After the Supreme Court opinion was issued, Benedict amended his complaint in the trial court by adding a new claim against the Sneads for return of $3,000 he paid as earnest money under the contract. The trial court dismissed the amendment on the basis of res judicata, and Benedict appeals claiming res judicata does not apply.

 Under OCGA § 9-12-40 the principle of res judicata is defined as follows:

A judgment of a court of competent jurisdiction shall be conclusive between the same parties and their privies as to all matters put in issue or which under the rules of law might have been put in issue in the cause wherein the judgment was rendered until the judgment is reversed or set aside.

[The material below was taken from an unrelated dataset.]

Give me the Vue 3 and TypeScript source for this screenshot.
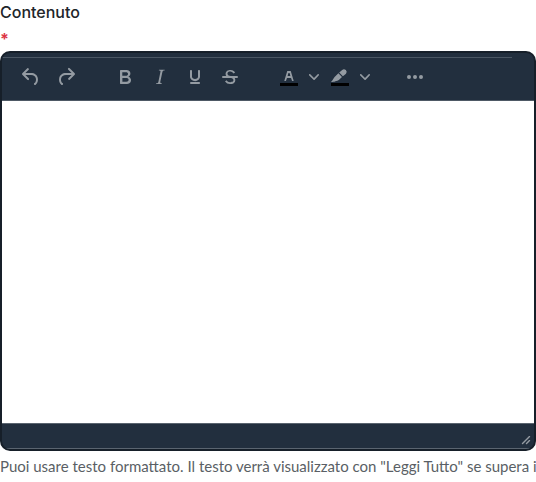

Thus where there is identity of parties and subject matter, res judicata bars relitigation of matters that were or could have been litigated in an earlier action. Labovitz v. Hopkinson, 271 Ga. 330, 332, 519 S.E.2d 672 (1999). This principle applies to attempts by amended complaint to relitigate matters that were or could have been litigated in the same action. Waldroup v. Greene County Hosp. Auth., 265 Ga. 864, 865-866, 463 S.E.2d 5 (1995); Labovitz, 271 Ga. at 331-332, 519 S.E.2d 672.

 Accordingly, we find that res judicata bars the amended complaint in this case. There was identity of the parties and subject matter as well as a final adjudication (summary judgment affirmed by the Supreme Court) on Benedict's claim seeking specific performance of the contract. Benedict's amendment to the complaint seeking return of earnest money he paid pursuant to the contract could have been asserted as an alternative remedy and litigated as part of the original complaint. CenTrust Mtg. Corp. v. Smith & Jenkins, P.C., 220 Ga.App. 394, 396-398, 469 S.E.2d 466 (1996); Clayton v. Deverell, 257 Ga. 653, 654, 362 S.E.2d 364 (1987).

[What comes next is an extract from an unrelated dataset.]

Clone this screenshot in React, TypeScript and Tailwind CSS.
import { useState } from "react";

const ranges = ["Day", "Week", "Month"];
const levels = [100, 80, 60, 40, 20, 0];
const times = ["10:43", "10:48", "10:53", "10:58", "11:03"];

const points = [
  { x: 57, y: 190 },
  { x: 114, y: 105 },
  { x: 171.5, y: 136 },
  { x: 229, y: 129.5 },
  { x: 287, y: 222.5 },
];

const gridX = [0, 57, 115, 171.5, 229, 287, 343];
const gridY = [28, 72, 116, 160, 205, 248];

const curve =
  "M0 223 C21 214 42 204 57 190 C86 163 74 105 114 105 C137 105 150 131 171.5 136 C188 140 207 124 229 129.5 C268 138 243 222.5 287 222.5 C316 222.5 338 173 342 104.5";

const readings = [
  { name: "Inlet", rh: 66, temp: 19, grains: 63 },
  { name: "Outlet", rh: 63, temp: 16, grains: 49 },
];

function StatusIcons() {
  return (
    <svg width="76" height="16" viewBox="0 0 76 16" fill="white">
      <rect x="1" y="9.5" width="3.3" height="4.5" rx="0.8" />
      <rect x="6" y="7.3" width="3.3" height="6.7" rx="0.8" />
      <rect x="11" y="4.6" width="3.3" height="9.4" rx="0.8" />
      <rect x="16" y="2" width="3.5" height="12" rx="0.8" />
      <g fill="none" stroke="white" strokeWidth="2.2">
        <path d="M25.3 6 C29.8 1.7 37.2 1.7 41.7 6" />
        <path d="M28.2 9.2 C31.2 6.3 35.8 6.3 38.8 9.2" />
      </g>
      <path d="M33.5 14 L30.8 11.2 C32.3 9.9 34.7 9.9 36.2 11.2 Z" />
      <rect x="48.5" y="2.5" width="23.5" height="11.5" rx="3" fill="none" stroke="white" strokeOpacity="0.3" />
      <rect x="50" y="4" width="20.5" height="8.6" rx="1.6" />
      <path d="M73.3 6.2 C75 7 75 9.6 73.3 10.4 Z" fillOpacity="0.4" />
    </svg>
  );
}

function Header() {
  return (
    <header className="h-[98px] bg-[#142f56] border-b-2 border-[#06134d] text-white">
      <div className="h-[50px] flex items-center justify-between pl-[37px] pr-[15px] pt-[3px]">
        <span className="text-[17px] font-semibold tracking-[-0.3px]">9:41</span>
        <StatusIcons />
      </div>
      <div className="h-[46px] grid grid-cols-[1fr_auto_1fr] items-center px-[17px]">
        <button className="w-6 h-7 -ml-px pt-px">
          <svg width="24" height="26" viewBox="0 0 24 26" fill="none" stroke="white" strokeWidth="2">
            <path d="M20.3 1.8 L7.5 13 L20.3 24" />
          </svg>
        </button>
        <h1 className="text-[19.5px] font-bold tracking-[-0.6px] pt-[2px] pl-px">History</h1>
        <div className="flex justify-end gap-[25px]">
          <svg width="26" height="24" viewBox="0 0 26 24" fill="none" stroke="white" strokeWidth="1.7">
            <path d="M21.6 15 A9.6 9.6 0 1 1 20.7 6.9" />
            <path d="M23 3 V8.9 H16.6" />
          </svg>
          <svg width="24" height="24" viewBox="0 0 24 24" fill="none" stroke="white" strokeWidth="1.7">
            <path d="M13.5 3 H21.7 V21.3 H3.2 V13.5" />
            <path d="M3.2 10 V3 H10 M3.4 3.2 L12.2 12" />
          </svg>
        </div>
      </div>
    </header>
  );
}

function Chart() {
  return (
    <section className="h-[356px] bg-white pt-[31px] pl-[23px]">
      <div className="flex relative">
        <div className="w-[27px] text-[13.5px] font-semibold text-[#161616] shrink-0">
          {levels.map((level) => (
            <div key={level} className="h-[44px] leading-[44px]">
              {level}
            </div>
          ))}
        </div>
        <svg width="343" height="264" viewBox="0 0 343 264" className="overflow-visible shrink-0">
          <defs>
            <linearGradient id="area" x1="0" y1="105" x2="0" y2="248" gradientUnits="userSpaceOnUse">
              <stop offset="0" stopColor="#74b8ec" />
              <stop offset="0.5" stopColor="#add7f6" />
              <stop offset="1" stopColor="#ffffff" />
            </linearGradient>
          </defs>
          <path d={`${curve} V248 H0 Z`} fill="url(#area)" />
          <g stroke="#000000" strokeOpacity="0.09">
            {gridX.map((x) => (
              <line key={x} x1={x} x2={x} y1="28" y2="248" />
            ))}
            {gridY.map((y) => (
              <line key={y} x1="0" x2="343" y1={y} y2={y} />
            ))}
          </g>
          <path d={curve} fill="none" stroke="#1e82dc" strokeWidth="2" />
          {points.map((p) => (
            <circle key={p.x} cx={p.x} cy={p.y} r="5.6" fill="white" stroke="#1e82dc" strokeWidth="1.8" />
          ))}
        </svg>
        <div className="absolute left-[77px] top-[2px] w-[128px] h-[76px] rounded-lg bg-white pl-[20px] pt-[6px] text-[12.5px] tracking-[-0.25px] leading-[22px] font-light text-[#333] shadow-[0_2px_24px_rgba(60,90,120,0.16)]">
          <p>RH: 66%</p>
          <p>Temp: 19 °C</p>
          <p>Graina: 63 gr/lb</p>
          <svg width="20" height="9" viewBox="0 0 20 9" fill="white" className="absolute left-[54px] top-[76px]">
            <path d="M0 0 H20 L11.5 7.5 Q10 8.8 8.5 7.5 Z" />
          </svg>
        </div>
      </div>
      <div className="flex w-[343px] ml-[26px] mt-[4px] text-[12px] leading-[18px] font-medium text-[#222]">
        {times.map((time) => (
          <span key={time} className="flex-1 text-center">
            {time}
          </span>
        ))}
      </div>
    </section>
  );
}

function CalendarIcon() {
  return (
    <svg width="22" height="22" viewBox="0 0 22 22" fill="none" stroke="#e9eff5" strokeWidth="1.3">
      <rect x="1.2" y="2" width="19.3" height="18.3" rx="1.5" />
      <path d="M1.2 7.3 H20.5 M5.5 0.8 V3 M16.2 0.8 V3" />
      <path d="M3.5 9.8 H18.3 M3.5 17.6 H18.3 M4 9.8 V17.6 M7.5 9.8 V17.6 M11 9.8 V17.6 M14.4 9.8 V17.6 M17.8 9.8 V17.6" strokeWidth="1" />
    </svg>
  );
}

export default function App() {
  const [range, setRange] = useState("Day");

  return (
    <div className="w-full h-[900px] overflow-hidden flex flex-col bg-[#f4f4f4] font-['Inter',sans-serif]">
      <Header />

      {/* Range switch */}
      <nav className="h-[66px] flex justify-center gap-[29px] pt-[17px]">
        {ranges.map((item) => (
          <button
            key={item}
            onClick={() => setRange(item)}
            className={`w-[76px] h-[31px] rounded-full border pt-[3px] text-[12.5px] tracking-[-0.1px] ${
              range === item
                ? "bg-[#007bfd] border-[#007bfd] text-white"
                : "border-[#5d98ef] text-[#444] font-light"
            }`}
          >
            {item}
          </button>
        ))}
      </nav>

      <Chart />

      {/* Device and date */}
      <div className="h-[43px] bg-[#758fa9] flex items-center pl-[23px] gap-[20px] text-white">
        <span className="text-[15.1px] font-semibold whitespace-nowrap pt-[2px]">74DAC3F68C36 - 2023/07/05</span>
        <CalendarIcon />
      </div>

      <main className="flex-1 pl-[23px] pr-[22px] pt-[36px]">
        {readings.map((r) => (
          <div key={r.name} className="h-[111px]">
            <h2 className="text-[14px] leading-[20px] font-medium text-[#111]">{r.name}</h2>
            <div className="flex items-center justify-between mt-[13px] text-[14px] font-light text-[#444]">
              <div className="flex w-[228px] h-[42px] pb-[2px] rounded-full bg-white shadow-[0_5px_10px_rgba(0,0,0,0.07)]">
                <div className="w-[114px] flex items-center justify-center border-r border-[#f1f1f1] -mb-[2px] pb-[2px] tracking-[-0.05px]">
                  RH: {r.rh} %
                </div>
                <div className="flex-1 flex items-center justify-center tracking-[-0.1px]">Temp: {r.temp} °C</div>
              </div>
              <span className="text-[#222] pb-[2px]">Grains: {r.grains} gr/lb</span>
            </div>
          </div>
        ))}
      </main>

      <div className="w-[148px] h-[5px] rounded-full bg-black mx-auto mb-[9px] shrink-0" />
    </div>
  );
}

 We find no merit to Benedict's claim that there was no final judgment on the claim against the Sneads (and thus no res judicata effect) because another claim remained pending in the case against the broker, and the trial court did not direct entry of final judgment as to the Sneads pursuant to OCGA § 9-11-54(b).

[E]ntry of a judgment as to one or more but fewer than all of the claims or parties is not a final judgment under [OCGA § 5-6-34(a)(1)] and lacks res judicata effect unless the trial court makes an express direction for the entry of the final judgment and a determination [pursuant to OCGA § 9-11-54(b)] that no just reason for delaying the finality of the judgment exists.

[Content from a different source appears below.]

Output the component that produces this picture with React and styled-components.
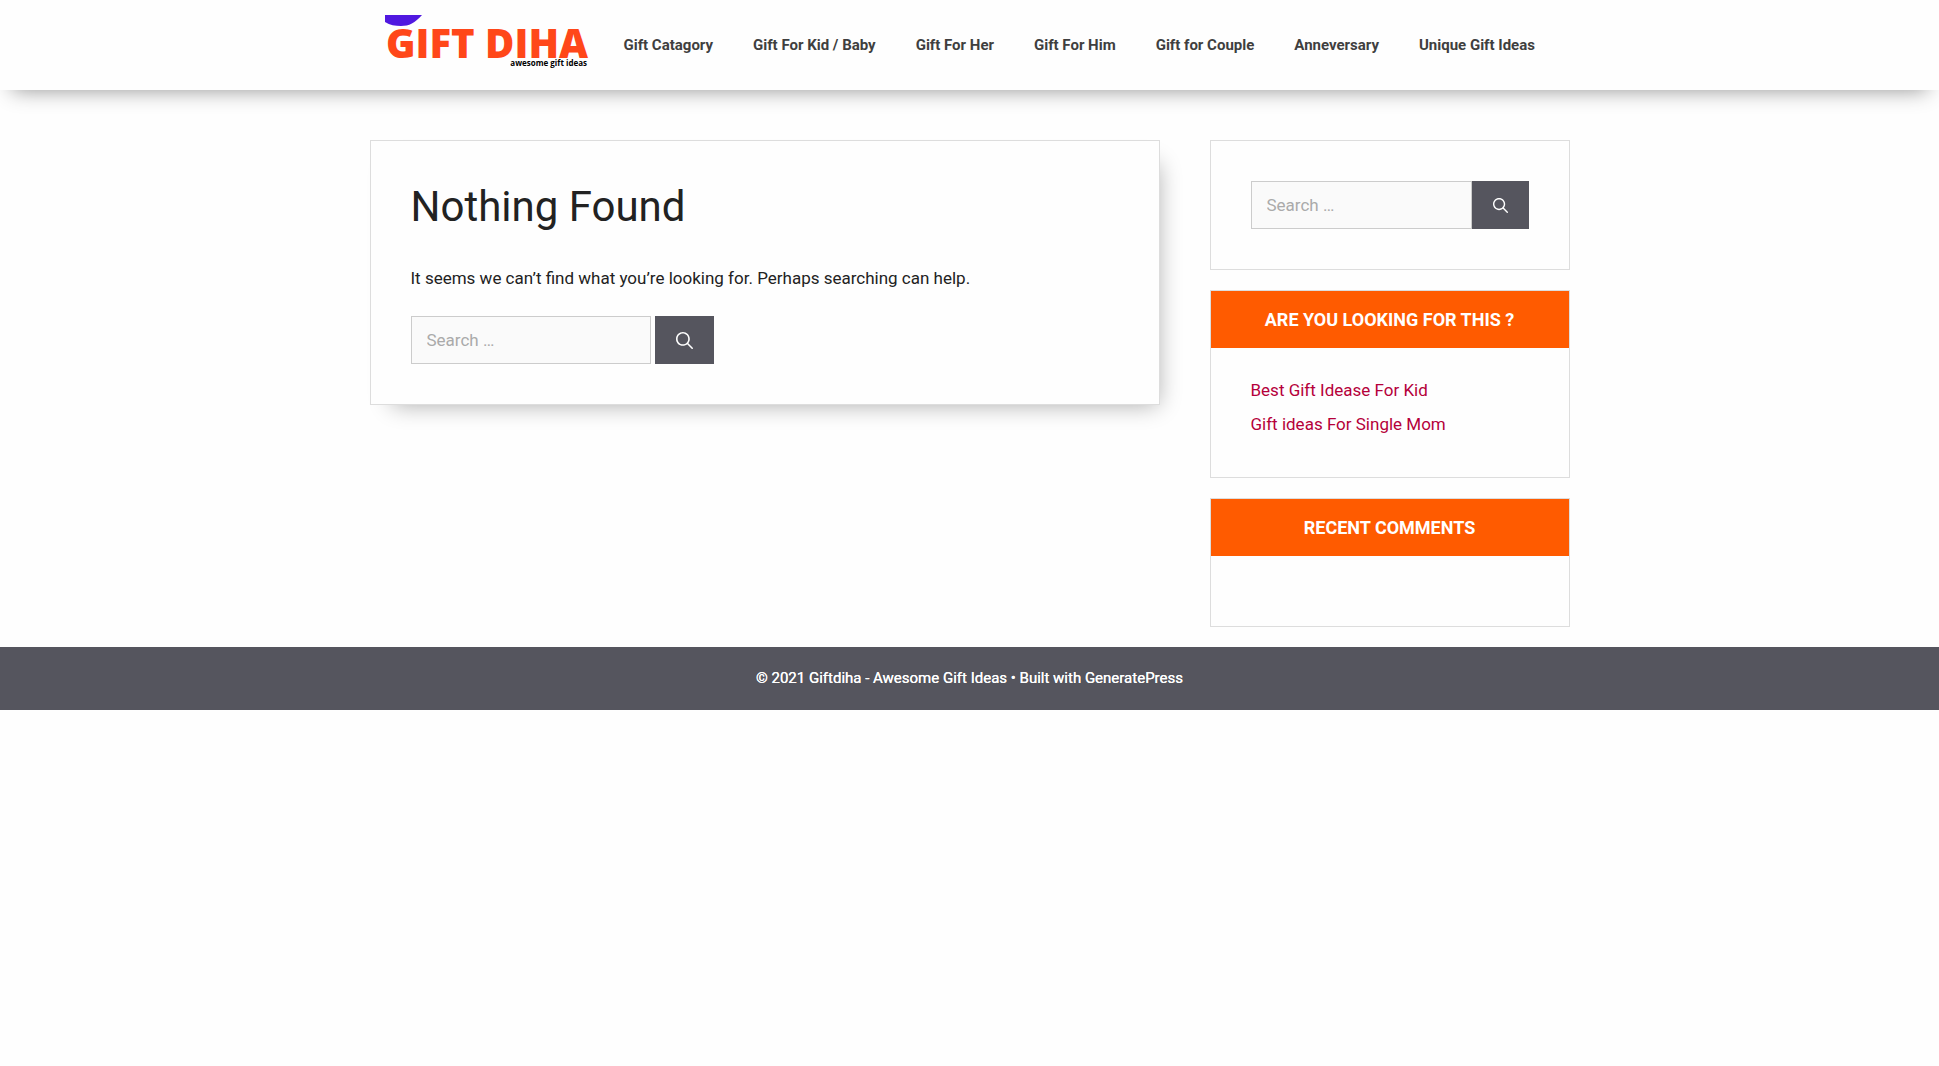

Culwell v. Lomas & Nettleton Co., 242 Ga. 242, 243, 248 S.E.2d 641 (1978). However, an exception to this finality rule is provided in OCGA § 9-11-56(h), which allows but does not require an immediate appeal from the grant of summary judgment to one of the parties even though the judgment is not final under Code sections 5-6-34(a)(1) and 9-11-54(b). Id. at 243, 248 S.E.2d 641.

If no appeal is taken pursuant to OCGA § 9-11-56(h), the effect is that the grant of summary judgment as to that party is not a final judgment during the pendency of the suit and is “subject to revision at any time before the entry of judgment adjudicating all the claims and the rights and liabilities of all the parties.” OCGA § 9-11-54(b). On the other hand, if an appeal is taken pursuant to OCGA § 9-11-56(h), the trial court is divested by the appeal of the power to revise the summary judgment, and the judgment as to that party becomes final with res judicata effect after it is affirmed on appeal and the right to appellate review has been exhausted. Lexington Developers v. O'Neal Constr. Co., 143 Ga.App. 440, 441, 238 S.E.2d 770 (1977). It follows that the summary judgment granted to the Sneads became a final judgment with res judicata effect when it was affirmed by the Supreme Court. The trial court properly dismissed the amendment to the complaint on the basis of res judicata.

Judgment affirmed.

ANDREWS, Presiding Judge.

MILLER, J., concurs. ELDRIDGE, J., concurs in the judgment only.